Thursday 28 August 2008

The Miraculous Universe

Thursday 1:00 p.m.
About fifteen billion years ago, there was supposed to be nothing. No up or down, no sideways, no time, no nothing. Since then we have developed sufficiently to ask if we believe in miracles or not.

It's enough to make you laugh, isn't it, Jack? If the whole shebang isn't just one big blooming miracle, I don't know what is!

But could Milarepa change shape and fly and whatnot, as it says in his biography, Hotboy? How do I know, Jack? In the Disbelieving Congregation we only believe in ignorance, but this is a much more interesting question than it would have been before I started trying to do this juju. Before I started in with the bliss and the heat, I would probably have said that no way could Christ walk on water or raise folk from the dead. These days I'm really a don't know.

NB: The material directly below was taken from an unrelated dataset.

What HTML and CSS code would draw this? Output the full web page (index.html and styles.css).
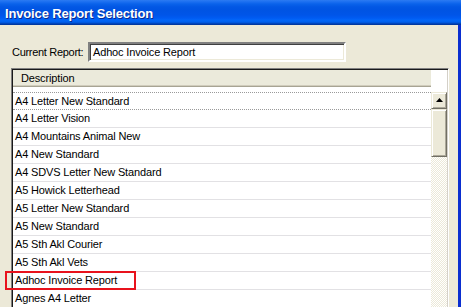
FILE: index.html
```html
<!DOCTYPE html>
<html>
<head>
<meta charset="utf-8">
<link rel="stylesheet" href="styles.css">
</head>
<body>
<div class="window">
  <div class="titlebar">Invoice Report Selection</div>
  <div class="frame">
    <div class="content">
      <div class="current">
        <span class="label">Current Report:</span>
        <div class="input">Adhoc Invoice Report</div>
      </div>
      <div class="list">
        <div class="header">
          <div class="col">Description</div>
          <div class="corner"></div>
        </div>
        <div class="gap"></div>
        <div class="body">
          <div class="rows">
            <div class="row focus">A4 Letter New Standard</div>
            <div class="row">A4 Letter Vision</div>
            <div class="row">A4 Mountains Animal New</div>
            <div class="row">A4 New Standard</div>
            <div class="row">A4 SDVS Letter New Standard</div>
            <div class="row">A5 Howick Letterhead</div>
            <div class="row">A5 Letter New Standard</div>
            <div class="row">A5 New Standard</div>
            <div class="row">A5 Sth Akl Courier</div>
            <div class="row">A5 Sth Akl Vets</div>
            <div class="row">Adhoc Invoice Report</div>
            <div class="row">Agnes A4 Letter</div>
          </div>
          <div class="scrollbar">
            <div class="btn"><svg width="7" height="4" viewBox="0 0 7 4"><polygon points="3.5,0 7,4 0,4" fill="#000"/></svg></div>
            <div class="thumb"></div>
            <div class="track"></div>
          </div>
        </div>
      </div>
    </div>
  </div>
  <div class="highlight"></div>
</div>
</body>
</html>
```
FILE: styles.css
```css
html, body {
  margin: 0;
  padding: 0;
  background: #ECE9D8;
}
.window {
  position: relative;
  width: 461px;
  height: 307px;
  overflow: hidden;
  display: flex;
  flex-direction: column;
  font-family: "Liberation Sans", Arial, sans-serif;
  font-size: 11px;
  letter-spacing: -0.15px;
  color: #000;
}
.titlebar {
  flex: none;
  height: 23px;
  padding-top: 2px;
  padding-left: 5px;
  line-height: 23px;
  font-size: 13px;
  font-weight: bold;
  letter-spacing: -0.15px;
  color: #fff;
  text-shadow: 1px 1px #0B2A8E;
  background: linear-gradient(to bottom,
    #2C7BF2 0px, #1A6EF0 2px, #0A62EA 4px, #0257E4 7px, #0054E3 10px,
    #0055E8 15px, #005BF2 18px, #0266F8 20px, #0060EC 22px, #0050D2 23px, #003CA8 24px, #00349A 25px);
}
.frame {
  flex: 1;
  display: flex;
  border-right: 3px solid #0A2ED0;
}
.content {
  flex: 1;
  padding: 17px 9px 0 11px;
  display: flex;
  flex-direction: column;
}
.current {
  display: flex;
  height: 20px;
  align-items: stretch;
}
.label {
  margin-left: 1px;
  width: 76px;
  line-height: 21px;
  letter-spacing: -0.3px;
}
.input {
  width: 251px;
  height: 16px;
  padding-left: 3px;
  line-height: 16px;
  background: #fff;
  border-style: solid;
  border-width: 2px;
  border-color: #808080 #fff #fff #808080;
  box-shadow: inset 1px 1px #404040, inset -1px -1px #ECE9D8;
}
.list {
  margin-top: 6px;
  width: 434px;
  height: 260px;
  background: #fff;
  border-style: solid;
  border-width: 2px;
  border-color: #808080 #fff #fff #808080;
  box-shadow: inset 1px 1px #1a1a1a, inset -1px -1px #D4D0C8;
  padding: 0;
  display: flex;
  flex-direction: column;
}
.list {
  border-width: 1px;
  padding: 1px;
  width: 434px;
}
.header {
  display: flex;
  height: 17px;
  flex: none;
}
.col {
  width: 410px;
  padding-left: 8px;
  height: 17px;
  line-height: 17px;
  background: #EBEADB;
  box-shadow: inset 0 -1px #A7A493, inset 0 -2px #D0CCBC;
}
.corner {
  flex: 1;
  background: #fff;
}
.gap {
  height: 5px;
  flex: none;
}
.body {
  flex: 1;
  display: flex;
}
.rows {
  width: 418px;
}
.row {
  height: 17px;
  line-height: 17px;
  padding-left: 2px;
  border-bottom: 1px solid #E2E1E4;
  white-space: nowrap;
}
.row.focus {
  height: 16px;
  line-height: 16px;
  border-top: 1px dotted #9a9a9a;
  border-bottom: 1px dotted #9a9a9a;
}
.scrollbar {
  width: 16px;
  display: flex;
  flex-direction: column;
}
.btn, .thumb {
  box-sizing: border-box;
  background: #ECE9D8;
  border-style: solid;
  border-width: 1px;
  border-color: #ECE9D8 #716F64 #716F64 #ECE9D8;
  box-shadow: inset 1px 1px #fff, inset -1px -1px #ACA899;
}
.btn {
  height: 17px;
  display: flex;
  align-items: center;
  justify-content: center;
  padding-bottom: 2px;
}
.btn svg {
  display: block;
  margin-left: 0;
}
.thumb {
  height: 48px;
}
.track {
  flex: 1;
  background-color: #fff;
  background-image: conic-gradient(#ECE9D8 25%, #fff 0 50%, #ECE9D8 0 75%, #fff 0);
  background-size: 2px 2px;
}
.highlight {
  position: absolute;
  left: 5px;
  top: 271px;
  width: 131px;
  height: 19px;
  box-sizing: border-box;
  border: 2px solid #E8121C;
}
```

Before he started flying about the place, Milarepa bricked himself into a retreat and then burst out of it after having a dream where a dakini told him he'd need to go and get something from his guru. So he goes to Marpa and asks Marpa if his guru, Naropa, had given him the instructions on how to accomplish the Transference of Consciousness into Dead Bodies. Hmmm?

It's much easier if you're one of the morons who don't meditate. These UFOs do not believe in ignorance and think they know stuff even if they don't even know that their heads are flat. The UFOs make assertions, such as, I don't believe this and I do believe that. Well, we all have to do a bit of that when someone tells us the world is run by reptiles or whatever, but there are huge areas where it makes sense to have an open mind. I don't believe in the supernatural. I think I could hang my hat on the insufficiency of knowledge as regards satisfactory explanations. In other words, more bloody ignorance.

I've had a great start to the day. Meditated all morning in the lobby and had soup for lunch. The soup today is made with onions, tatties and cabbage from the allotment plus green lentils and the usual condiments and spices. I have no idea why my food tastes so good. I'm sure it doesn't taste like that to anyone else.

9 comments:

Anonymous said...

But is there really a beginning or end to anything? Or is it the illusion we use to fit in?

Your soup sounds interesting. I used onions from my garden to make Cullin Skink for my hubby. They are pretty small and a bit pitiful. But as a first time gardener, I'm pretty happy with getting anything.

Hotboy said...

Marie: Can't do metaphysics in this state! But the soup is .. and the breid ... and the home made beer! What more could a body ask for? I'm sorry about the food references in this bloggy, but I'm sure you're used to some awkwardness if you can't eat vegetables. If I ever see you, we could get a sheeps and eat it. Wickerman eat your heart out! Hotboy

Hotboy said...

Marie: What is Cullen Skink? Hotboy

Anonymous said...

It isn't a problem, unless you are going to try and feed me. I've been told fairly often that I am 'difficult' to feed.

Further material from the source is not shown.